Short problem: Pictures aside, write out every record exactly as it appears.

● ● ● ● ●

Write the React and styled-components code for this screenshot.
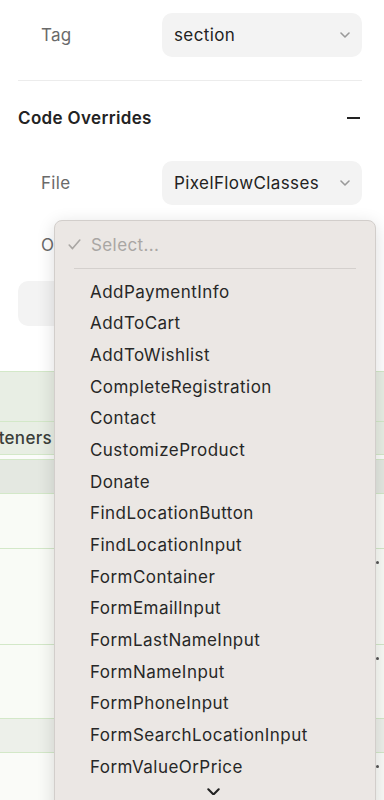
import React from 'react'
import styled, { createGlobalStyle } from 'styled-components'

const Global = createGlobalStyle`
  html, body {
    margin: 0;
    padding: 0;
    background: #ffffff;
    font-family: Inter, 'Noto Sans', 'Liberation Sans', sans-serif;
    -webkit-font-smoothing: antialiased;
  }
`

const Page = styled.div`
  position: relative;
  width: 384px;
  height: 800px;
  overflow: hidden;
  background: #fff;
`

const Panel = styled.div`
  padding: ${p => p.$top ?? 13}px 22px 0 18px;
`

const Row = styled.div`
  display: flex;
  align-items: center;
  height: 44px;
  margin-top: ${p => p.$top || 0}px;
`

const Label = styled.div`
  flex: 1;
  padding-left: 23px;
  font-size: 17px;
  letter-spacing: 0.3px;
  color: #6a6a6a;
`

const SelectBox = styled.div`
  width: 200px;
  height: 44px;
  box-sizing: border-box;
  display: flex;
  align-items: center;
  justify-content: space-between;
  padding: 0 12px 0 12px;
  background: #f3f3f3;
  border-radius: 10px;
  font-size: 17px;
  letter-spacing: 0.4px;
  color: #222;
`

const Divider = styled.div`
  height: 1px;
  background: #ececec;
  margin-top: 23px;
`

const Header = styled.div`
  display: flex;
  align-items: center;
  justify-content: space-between;
  height: 24px;
  margin-top: 25px;
  font-size: 17px;
  letter-spacing: 0.35px;
  font-weight: 600;
  color: #232323;
`

const Minus = styled.div`
  width: 13px;
  height: 2px;
  background: #222;
  margin-right: 2px;
`

const GhostButton = styled.div`
  height: 45px;
  margin-top: 14px;
  border-radius: 10px;
  background: #f3f3f3;
`

const Table = styled.div`
  margin-top: 45px;
`

const TableRow = styled.div`
  display: flex;
  align-items: ${p => (p.$text ? 'center' : 'flex-start')};
  justify-content: space-between;
  height: ${p => p.$h}px;
  box-sizing: border-box;
  background: ${p => p.$bg};
  border-top: 1px solid #d3e8c8;
`

const CutCell = styled.div`
  width: 52px;
  overflow: hidden;
  display: flex;
  justify-content: flex-end;
  white-space: nowrap;
  font-size: 17px;
  letter-spacing: 0.3px;
  font-weight: 500;
  color: #3b3f3a;
`

const Dot = styled.span`
  width: 3px;
  height: 3px;
  border-radius: 50%;
  background: #555;
  margin: 12px 5px 0 0;
`

const Popup = styled.div`
  position: absolute;
  top: 220px;
  left: 54px;
  width: 322px;
  height: 620px;
  box-sizing: border-box;
  background: #ebe7e4;
  border: 1px solid #d2cecb;
  border-radius: 8px;
  box-shadow: 0 4px 18px rgba(0, 0, 0, 0.14);
`

const PopHead = styled.div`
  display: flex;
  align-items: center;
  height: 47px;
  padding-left: 13px;
  font-size: 17px;
  letter-spacing: 0.4px;
  color: #a9a6a3;
  gap: 10px;
`

const Sep = styled.div`
  height: 1px;
  margin: 0 19px;
  background: #d4d0cd;
`

const List = styled.div`
  padding-top: 7px;
`

const Item = styled.div`
  height: 31.67px;
  display: flex;
  align-items: center;
  padding-left: 35px;
  font-size: 17px;
  letter-spacing: 0.45px;
  color: #272727;
`

const More = styled.div`
  display: flex;
  justify-content: center;
  padding-right: 4px;
  margin-top: 5px;
`

const Chevron = ({ color = '#9a9a9a', w = 10 }) => (
  <svg width={w} height={w * 0.6} viewBox="0 0 10 6" fill="none">
    <path d="M1 1l4 4 4-4" stroke={color} strokeWidth="1.6" strokeLinecap="round" strokeLinejoin="round" />
  </svg>
)

const items = [
  'AddPaymentInfo',
  'AddToCart',
  'AddToWishlist',
  'CompleteRegistration',
  'Contact',
  'CustomizeProduct',
  'Donate',
  'FindLocationButton',
  'FindLocationInput',
  'FormContainer',
  'FormEmailInput',
  'FormLastNameInput',
  'FormNameInput',
  'FormPhoneInput',
  'FormSearchLocationInput',
  'FormValueOrPrice',
]

const rows = [
  { h: 50, bg: '#e8eee4' },
  { h: 33, bg: '#e8eee4', text: 'Event Listeners' },
  { h: 5, bg: '#fbfcfa' },
  { h: 34, bg: '#e4e8e1' },
  { h: 55, bg: '#f9fbf6' },
  { h: 96, bg: '#f9fbf6', dot: true },
  { h: 74, bg: '#f9fbf6', dot: true },
  { h: 34, bg: '#edf0ea' },
  { h: 60, bg: '#fafbf8', dot: true },
]

export default function App() {
  return (
    <Page>
      <Global />
      <Panel>
        <Row>
          <Label>Tag</Label>
          <SelectBox>
            section
            <Chevron />
          </SelectBox>
        </Row>
        <Divider />
        <Header>
          Code Overrides
          <Minus />
        </Header>
        <Row $top={31}>
          <Label>File</Label>
          <SelectBox>
            PixelFlowClasses
            <Chevron />
          </SelectBox>
        </Row>
        <Row $top={18}>
          <Label>Override</Label>
          <SelectBox />
        </Row>
      </Panel>
      <Panel $top={0}>
        <GhostButton />
      </Panel>
      <Table>
        {rows.map((r, i) => (
          <TableRow key={i} $h={r.h} $bg={r.bg} $text={!!r.text}>
            <CutCell>{r.text || ''}</CutCell>
            {r.dot ? <Dot /> : <span />}
          </TableRow>
        ))}
      </Table>
      <Popup>
        <PopHead>
          <svg width="13" height="11" viewBox="0 0 13 11" fill="none">
            <path d="M1.2 6l3.3 3.6L11.8 1" stroke="#a9a6a3" strokeWidth="1.6" strokeLinecap="round" strokeLinejoin="round" />
          </svg>
          Select...
        </PopHead>
        <Sep />
        <List>
          {items.map(t => (
            <Item key={t}>{t}</Item>
          ))}
        </List>
        <More>
          <Chevron color="#222" w={13} />
        </More>
      </Popup>
    </Page>
  )
}
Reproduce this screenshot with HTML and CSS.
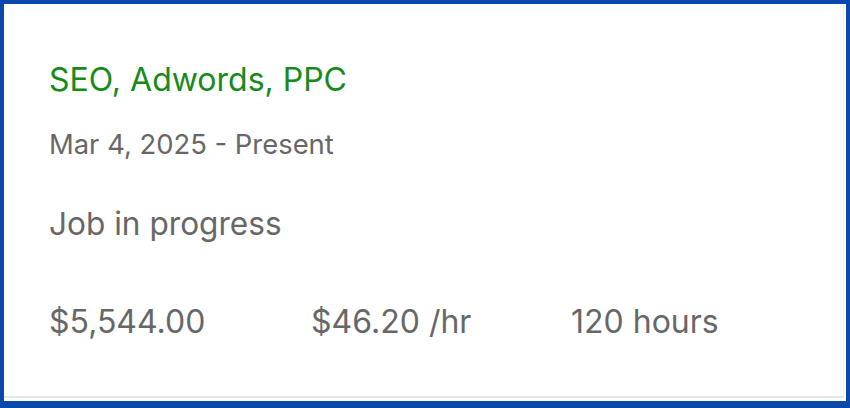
FILE: index.html
```html
<!DOCTYPE html>
<html lang="en">
<head>
    <meta charset="UTF-8">
    <title>Job</title>
    <link rel="stylesheet" href="styles.css">
</head>
<body>
<div class="card">
    <div class="job">
        <h2 class="job-title">SEO, Adwords, PPC</h2>
        <p class="job-date">Mar 4, 2025 - Present</p>
        <p class="job-status">Job in progress</p>
        <ul class="job-stats">
            <li>$5,544.00</li>
            <li>$46.20 /hr</li>
            <li>120 hours</li>
        </ul>
    </div>
</div>
</body>
</html>
```

FILE: styles.css
```css
* {
    padding: 0;
    margin: 0;
    list-style: none;
    box-sizing: border-box;
}

body {
    font-family: Inter, "Liberation Sans", Arial, sans-serif;
    color: #676767;
    background: #fff;
}

.card {
    width: 850px;
    height: 408px;
    padding: 0 2px 3px 0;
    border: solid #0b48ae;
    border-width: 4px 4px 7px 4px;
}

.job {
    height: 100%;
    padding: 58px 0 0 45px;
    border-bottom: 2px solid #e4e7e9;
    border-right: 1px solid #eceeef;
}

.job-title {
    font-size: 32px;
    font-weight: 400;
    line-height: 36px;
    color: #178a1c;
}

.job-date {
    margin-top: 30px;
    font-size: 27.4px;
    line-height: 32px;
}

.job-status {
    margin-top: 46px;
    font-size: 31.6px;
    line-height: 36px;
}

.job-stats {
    display: grid;
    grid-template-columns: 262px 260px auto;
    margin-top: 62px;
    font-size: 32px;
    line-height: 36px;
}
```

● ● ● ● ●

Full solution:
Write the React and styled-components code for this screenshot.
import React from 'react'
import styled, { createGlobalStyle } from 'styled-components'

const Global = createGlobalStyle`
  html, body {
    margin: 0;
    padding: 0;
    background: #ffffff;
    font-family: Inter, 'Noto Sans', 'Liberation Sans', sans-serif;
    -webkit-font-smoothing: antialiased;
  }
`

const Page = styled.div`
  position: relative;
  width: 384px;
  height: 800px;
  overflow: hidden;
  background: #fff;
`

const Panel = styled.div`
  padding: ${p => p.$top ?? 13}px 22px 0 18px;
`

const Row = styled.div`
  display: flex;
  align-items: center;
  height: 44px;
  margin-top: ${p => p.$top || 0}px;
`

const Label = styled.div`
  flex: 1;
  padding-left: 23px;
  font-size: 17px;
  letter-spacing: 0.3px;
  color: #6a6a6a;
`

const SelectBox = styled.div`
  width: 200px;
  height: 44px;
  box-sizing: border-box;
  display: flex;
  align-items: center;
  justify-content: space-between;
  padding: 0 12px 0 12px;
  background: #f3f3f3;
  border-radius: 10px;
  font-size: 17px;
  letter-spacing: 0.4px;
  color: #222;
`

const Divider = styled.div`
  height: 1px;
  background: #ececec;
  margin-top: 23px;
`

const Header = styled.div`
  display: flex;
  align-items: center;
  justify-content: space-between;
  height: 24px;
  margin-top: 25px;
  font-size: 17px;
  letter-spacing: 0.35px;
  font-weight: 600;
  color: #232323;
`

const Minus = styled.div`
  width: 13px;
  height: 2px;
  background: #222;
  margin-right: 2px;
`

const GhostButton = styled.div`
  height: 45px;
  margin-top: 14px;
  border-radius: 10px;
  background: #f3f3f3;
`

const Table = styled.div`
  margin-top: 45px;
`

const TableRow = styled.div`
  display: flex;
  align-items: ${p => (p.$text ? 'center' : 'flex-start')};
  justify-content: space-between;
  height: ${p => p.$h}px;
  box-sizing: border-box;
  background: ${p => p.$bg};
  border-top: 1px solid #d3e8c8;
`

const CutCell = styled.div`
  width: 52px;
  overflow: hidden;
  display: flex;
  justify-content: flex-end;
  white-space: nowrap;
  font-size: 17px;
  letter-spacing: 0.3px;
  font-weight: 500;
  color: #3b3f3a;
`

const Dot = styled.span`
  width: 3px;
  height: 3px;
  border-radius: 50%;
  background: #555;
  margin: 12px 5px 0 0;
`

const Popup = styled.div`
  position: absolute;
  top: 220px;
  left: 54px;
  width: 322px;
  height: 620px;
  box-sizing: border-box;
  background: #ebe7e4;
  border: 1px solid #d2cecb;
  border-radius: 8px;
  box-shadow: 0 4px 18px rgba(0, 0, 0, 0.14);
`

const PopHead = styled.div`
  display: flex;
  align-items: center;
  height: 47px;
  padding-left: 13px;
  font-size: 17px;
  letter-spacing: 0.4px;
  color: #a9a6a3;
  gap: 10px;
`

const Sep = styled.div`
  height: 1px;
  margin: 0 19px;
  background: #d4d0cd;
`

const List = styled.div`
  padding-top: 7px;
`

const Item = styled.div`
  height: 31.67px;
  display: flex;
  align-items: center;
  padding-left: 35px;
  font-size: 17px;
  letter-spacing: 0.45px;
  color: #272727;
`

const More = styled.div`
  display: flex;
  justify-content: center;
  padding-right: 4px;
  margin-top: 5px;
`

const Chevron = ({ color = '#9a9a9a', w = 10 }) => (
  <svg width={w} height={w * 0.6} viewBox="0 0 10 6" fill="none">
    <path d="M1 1l4 4 4-4" stroke={color} strokeWidth="1.6" strokeLinecap="round" strokeLinejoin="round" />
  </svg>
)

const items = [
  'AddPaymentInfo',
  'AddToCart',
  'AddToWishlist',
  'CompleteRegistration',
  'Contact',
  'CustomizeProduct',
  'Donate',
  'FindLocationButton',
  'FindLocationInput',
  'FormContainer',
  'FormEmailInput',
  'FormLastNameInput',
  'FormNameInput',
  'FormPhoneInput',
  'FormSearchLocationInput',
  'FormValueOrPrice',
]

const rows = [
  { h: 50, bg: '#e8eee4' },
  { h: 33, bg: '#e8eee4', text: 'Event Listeners' },
  { h: 5, bg: '#fbfcfa' },
  { h: 34, bg: '#e4e8e1' },
  { h: 55, bg: '#f9fbf6' },
  { h: 96, bg: '#f9fbf6', dot: true },
  { h: 74, bg: '#f9fbf6', dot: true },
  { h: 34, bg: '#edf0ea' },
  { h: 60, bg: '#fafbf8', dot: true },
]

export default function App() {
  return (
    <Page>
      <Global />
      <Panel>
        <Row>
          <Label>Tag</Label>
          <SelectBox>
            section
            <Chevron />
          </SelectBox>
        </Row>
        <Divider />
        <Header>
          Code Overrides
          <Minus />
        </Header>
        <Row $top={31}>
          <Label>File</Label>
          <SelectBox>
            PixelFlowClasses
            <Chevron />
          </SelectBox>
        </Row>
        <Row $top={18}>
          <Label>Override</Label>
          <SelectBox />
        </Row>
      </Panel>
      <Panel $top={0}>
        <GhostButton />
      </Panel>
      <Table>
        {rows.map((r, i) => (
          <TableRow key={i} $h={r.h} $bg={r.bg} $text={!!r.text}>
            <CutCell>{r.text || ''}</CutCell>
            {r.dot ? <Dot /> : <span />}
          </TableRow>
        ))}
      </Table>
      <Popup>
        <PopHead>
          <svg width="13" height="11" viewBox="0 0 13 11" fill="none">
            <path d="M1.2 6l3.3 3.6L11.8 1" stroke="#a9a6a3" strokeWidth="1.6" strokeLinecap="round" strokeLinejoin="round" />
          </svg>
          Select...
        </PopHead>
        <Sep />
        <List>
          {items.map(t => (
            <Item key={t}>{t}</Item>
          ))}
        </List>
        <More>
          <Chevron color="#222" w={13} />
        </More>
      </Popup>
    </Page>
  )
}
Reproduce this screenshot with HTML and CSS.
FILE: index.html
```html
<!DOCTYPE html>
<html lang="en">
<head>
    <meta charset="UTF-8">
    <title>Job</title>
    <link rel="stylesheet" href="styles.css">
</head>
<body>
<div class="card">
    <div class="job">
        <h2 class="job-title">SEO, Adwords, PPC</h2>
        <p class="job-date">Mar 4, 2025 - Present</p>
        <p class="job-status">Job in progress</p>
        <ul class="job-stats">
            <li>$5,544.00</li>
            <li>$46.20 /hr</li>
            <li>120 hours</li>
        </ul>
    </div>
</div>
</body>
</html>
```

FILE: styles.css
```css
* {
    padding: 0;
    margin: 0;
    list-style: none;
    box-sizing: border-box;
}

body {
    font-family: Inter, "Liberation Sans", Arial, sans-serif;
    color: #676767;
    background: #fff;
}

.card {
    width: 850px;
    height: 408px;
    padding: 0 2px 3px 0;
    border: solid #0b48ae;
    border-width: 4px 4px 7px 4px;
}

.job {
    height: 100%;
    padding: 58px 0 0 45px;
    border-bottom: 2px solid #e4e7e9;
    border-right: 1px solid #eceeef;
}

.job-title {
    font-size: 32px;
    font-weight: 400;
    line-height: 36px;
    color: #178a1c;
}

.job-date {
    margin-top: 30px;
    font-size: 27.4px;
    line-height: 32px;
}

.job-status {
    margin-top: 46px;
    font-size: 31.6px;
    line-height: 36px;
}

.job-stats {
    display: grid;
    grid-template-columns: 262px 260px auto;
    margin-top: 62px;
    font-size: 32px;
    line-height: 36px;
}
```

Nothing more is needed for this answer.